I went down to The Arch climbing centre in London on Saturday for the last of the four London University Bouldering Event, along with 7 others (2 teams of 3, 2 individuals). I had climbed all of twice this term, me finally being tired of Kelsey Kerridge and so thoroughly uninspired I actually can go for weeks without climbing. So I went down yesterday really just for the fun of it. And it was great fun, the problems were nice, and I was actually quite amazed that I managed to flash as many as I did (10/25 routes) and finished 2 on second attempts. It was a pretty shitty score compared to everyone else, but I had fun (: LUBE runs on quite a different competition format from what I was used to in Singapore, but it was the second time I was participating in LUBE (I went for the one at the same location last year as well) and it was much more like climbnival back in Singapore, and had 3 hours to complete the 25 problems in our own time.

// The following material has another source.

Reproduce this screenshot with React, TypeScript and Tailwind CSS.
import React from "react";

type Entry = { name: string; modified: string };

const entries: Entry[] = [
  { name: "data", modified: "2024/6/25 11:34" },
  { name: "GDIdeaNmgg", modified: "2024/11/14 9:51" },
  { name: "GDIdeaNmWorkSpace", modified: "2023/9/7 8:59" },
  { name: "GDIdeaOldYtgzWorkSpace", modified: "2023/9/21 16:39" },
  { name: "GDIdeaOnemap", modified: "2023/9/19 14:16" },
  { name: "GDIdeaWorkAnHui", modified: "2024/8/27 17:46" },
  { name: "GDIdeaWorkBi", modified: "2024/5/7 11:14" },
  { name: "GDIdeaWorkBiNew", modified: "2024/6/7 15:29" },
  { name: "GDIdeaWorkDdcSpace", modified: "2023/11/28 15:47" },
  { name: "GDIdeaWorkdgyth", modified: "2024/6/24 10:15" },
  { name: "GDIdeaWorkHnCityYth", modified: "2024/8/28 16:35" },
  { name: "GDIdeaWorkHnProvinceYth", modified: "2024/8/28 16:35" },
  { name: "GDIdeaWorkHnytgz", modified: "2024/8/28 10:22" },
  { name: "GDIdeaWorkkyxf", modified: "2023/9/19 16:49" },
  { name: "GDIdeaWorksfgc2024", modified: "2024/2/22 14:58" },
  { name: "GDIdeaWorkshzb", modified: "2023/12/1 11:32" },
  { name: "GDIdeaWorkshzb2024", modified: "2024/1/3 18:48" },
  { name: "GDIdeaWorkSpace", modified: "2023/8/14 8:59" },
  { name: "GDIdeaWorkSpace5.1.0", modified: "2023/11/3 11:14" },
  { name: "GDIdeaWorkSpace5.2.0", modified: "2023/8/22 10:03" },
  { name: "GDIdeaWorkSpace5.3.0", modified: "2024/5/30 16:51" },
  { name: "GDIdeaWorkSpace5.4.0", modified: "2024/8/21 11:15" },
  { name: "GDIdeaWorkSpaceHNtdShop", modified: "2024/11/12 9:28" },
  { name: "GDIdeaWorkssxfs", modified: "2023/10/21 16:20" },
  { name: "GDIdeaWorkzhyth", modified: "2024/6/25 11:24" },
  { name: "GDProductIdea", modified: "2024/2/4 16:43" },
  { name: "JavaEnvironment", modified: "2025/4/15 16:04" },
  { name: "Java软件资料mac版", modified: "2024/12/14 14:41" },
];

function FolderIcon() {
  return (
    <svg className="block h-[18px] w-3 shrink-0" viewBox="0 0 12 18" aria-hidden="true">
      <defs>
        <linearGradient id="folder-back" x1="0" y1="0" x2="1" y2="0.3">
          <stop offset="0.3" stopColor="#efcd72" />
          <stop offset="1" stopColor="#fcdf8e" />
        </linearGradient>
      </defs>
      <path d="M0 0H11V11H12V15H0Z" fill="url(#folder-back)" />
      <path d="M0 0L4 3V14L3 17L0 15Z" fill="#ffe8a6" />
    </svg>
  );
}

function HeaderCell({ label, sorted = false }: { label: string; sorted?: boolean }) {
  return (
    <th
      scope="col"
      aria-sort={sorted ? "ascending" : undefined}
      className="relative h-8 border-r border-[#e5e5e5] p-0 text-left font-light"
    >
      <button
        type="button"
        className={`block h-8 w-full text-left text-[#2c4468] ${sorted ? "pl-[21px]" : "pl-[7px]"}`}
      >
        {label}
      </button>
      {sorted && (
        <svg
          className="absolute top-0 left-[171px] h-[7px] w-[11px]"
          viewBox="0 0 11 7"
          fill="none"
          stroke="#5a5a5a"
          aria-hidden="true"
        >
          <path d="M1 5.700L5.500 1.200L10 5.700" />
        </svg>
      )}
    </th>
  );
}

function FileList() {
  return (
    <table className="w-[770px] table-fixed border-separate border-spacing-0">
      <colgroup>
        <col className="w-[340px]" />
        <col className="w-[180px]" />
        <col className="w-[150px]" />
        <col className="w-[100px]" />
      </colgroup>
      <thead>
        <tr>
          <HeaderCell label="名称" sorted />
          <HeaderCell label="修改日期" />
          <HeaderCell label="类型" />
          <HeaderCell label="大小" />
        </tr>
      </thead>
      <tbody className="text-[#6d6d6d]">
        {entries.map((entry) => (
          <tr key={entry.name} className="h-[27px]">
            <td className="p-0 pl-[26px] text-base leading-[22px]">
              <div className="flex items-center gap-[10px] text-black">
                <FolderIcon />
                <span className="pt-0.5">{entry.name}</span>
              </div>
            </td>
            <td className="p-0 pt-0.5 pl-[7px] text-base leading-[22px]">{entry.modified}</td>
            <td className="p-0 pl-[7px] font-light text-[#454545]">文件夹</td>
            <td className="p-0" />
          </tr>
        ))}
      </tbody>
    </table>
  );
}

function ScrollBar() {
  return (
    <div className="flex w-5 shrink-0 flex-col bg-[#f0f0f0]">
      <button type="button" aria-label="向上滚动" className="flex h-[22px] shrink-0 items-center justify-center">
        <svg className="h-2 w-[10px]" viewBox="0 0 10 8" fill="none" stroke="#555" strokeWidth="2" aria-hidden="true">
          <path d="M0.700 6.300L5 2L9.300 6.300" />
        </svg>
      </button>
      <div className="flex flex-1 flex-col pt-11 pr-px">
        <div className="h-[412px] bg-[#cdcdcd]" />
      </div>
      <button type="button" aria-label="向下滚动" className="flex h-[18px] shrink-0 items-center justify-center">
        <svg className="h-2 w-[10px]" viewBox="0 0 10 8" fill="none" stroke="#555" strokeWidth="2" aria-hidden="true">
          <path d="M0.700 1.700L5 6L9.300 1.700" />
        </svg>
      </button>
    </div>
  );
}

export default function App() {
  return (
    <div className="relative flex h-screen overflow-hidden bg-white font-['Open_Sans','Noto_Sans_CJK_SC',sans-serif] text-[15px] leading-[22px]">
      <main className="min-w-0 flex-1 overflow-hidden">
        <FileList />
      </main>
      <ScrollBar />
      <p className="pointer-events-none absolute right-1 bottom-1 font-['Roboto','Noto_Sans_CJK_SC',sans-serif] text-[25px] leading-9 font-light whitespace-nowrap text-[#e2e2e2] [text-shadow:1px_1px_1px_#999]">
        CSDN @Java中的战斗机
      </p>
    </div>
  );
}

I really miss climbing in a nice gym with a stimulating and exciting vibe. Did a soup run in the evening, intended to have somewhat of an early night, but ended up staying up late watching Big Bang Theory on YouTube.

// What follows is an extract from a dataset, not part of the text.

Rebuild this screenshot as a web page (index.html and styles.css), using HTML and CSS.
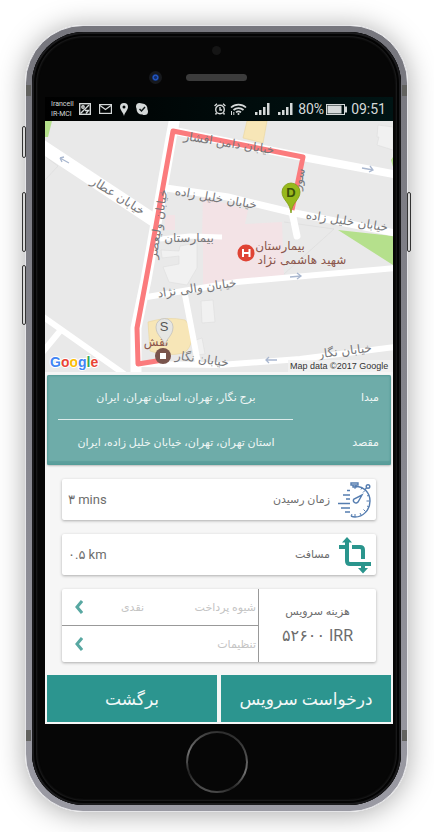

Then there was mixed netball cuppers on Sunday, which is just an Oxbridge term for inter-college matches. But it's somehow different from inter-college league matches in some way I know not. We played 4/5 matches, and it was quite reminiscent of rgs netcarn. Again, results wise we weren't great; Peterhouse is a tiny college with a small pool of players to draw from (even with mixed instead of ladies netball), and we're accordingly quite crappy at most team sports. But I think that was one of the nice things about Peterhouse, that you don't have to be good to play sports, so everyone can take part if they want to. And it's great fun, even though there are dejecting times when the opposite team scores continually (we celebrate if we score even one goal).

And I realised that that was going to be the last time probably, that I would ever get to play team sports. After graduation, even if I were to stay in graduate school, depending on where I would be and what the culture of the place is like and how much work I would have etc, I may/may not get to join in for team sports. I've never been particularly keen on team sports, cos I'm not particularly good at any, but it's been really nice being able to play at a low level in rg (netball), rj (floorball) and Peterhouse (netball, and like, 2 football matches or something). There's that feeling of camaraderie and belonging to a team, an us vs. them thing that gets feelings and emotions running high. I love climbing, and hiking and kayaking and all that, and they do make me really happy and excited and all, but they're totally different kinds of positive emotions that I can't quite explain.

So it seems that as you grow older, the harder you have to work to stay in a team or a group. Cos you can always find local groups to join, or perhaps at your workplace, but it'll no longer be as easy or convenient as when you're in school. I still really miss being in the handbell ensemble, and the hardcore trainings of odac. Just the feeling of belonging to a special, small group of people I guess.

Then there was the weekly visit to the residential home in Cambridge (called Hope Residential & Nursing Care Home), that I've been going to every Sunday in Lent together with the St Vincent de Paul Society from Fisher House. As I sit there trying to engage the residents, it just made me incredibly aware of our own human frailty and the transience of youth. It makes me wonder what I will be like 40, 50, 60 years down the road, if I am not called to God before that. I don't ever want to send my parents to a nursing home, not because they are gloomy, cheerless places. Hope is really pretty nice, and perhaps a pretty nice place to live in at my age (a TV in my room all to myself, meals prepared and served to me 3/4 times a day, someone else cleaning my room and doing my laundry, and I'm left to my own devices most of the day...). I suppose it depends on the individual, but being on my own, even now, I can easily get into bouts of moodiness and isolating loneliness, and probably even more so when I'm old, even more brooding and unable to go out and do things. So no, I never want to send my parents to a place like that, and I never want to go to a place like that myself.

Last week, before going to Hope, I cycled past a couple of police cars and ambulances which were surrounding this body that was wrapped up. I had earlier gone past this same body lying in a doorway, and had assumed the guy was sleeping. It was fairly chilling and disturbing, and again made me wonder how I'll leave this earthly dwelling.

Anyway, I went back to Fisher House after Hope, for a session of Saints and Scones to learn a bit about the doctors of the church (we have 36 apparently, the last one declared just a few weeks ago), and then on to Trinity Evensong to hear Fr Kevin, our former chaplain, preach (and he spoke about Caravaggio's The Calling of St Matthew, the first time I've ever had a piece of art explained to me in such detail). Before going for a fairtrade formal at Peterhouse, and then back to Fisher House to catch the last bits of a Lenten concert.

Michelangelo Merisi da Caravaggio: The Calling of St Matthew. Image taken from Wikipedia

I don't usually go into such detail about what I've been doing, but I guess for memory's sake.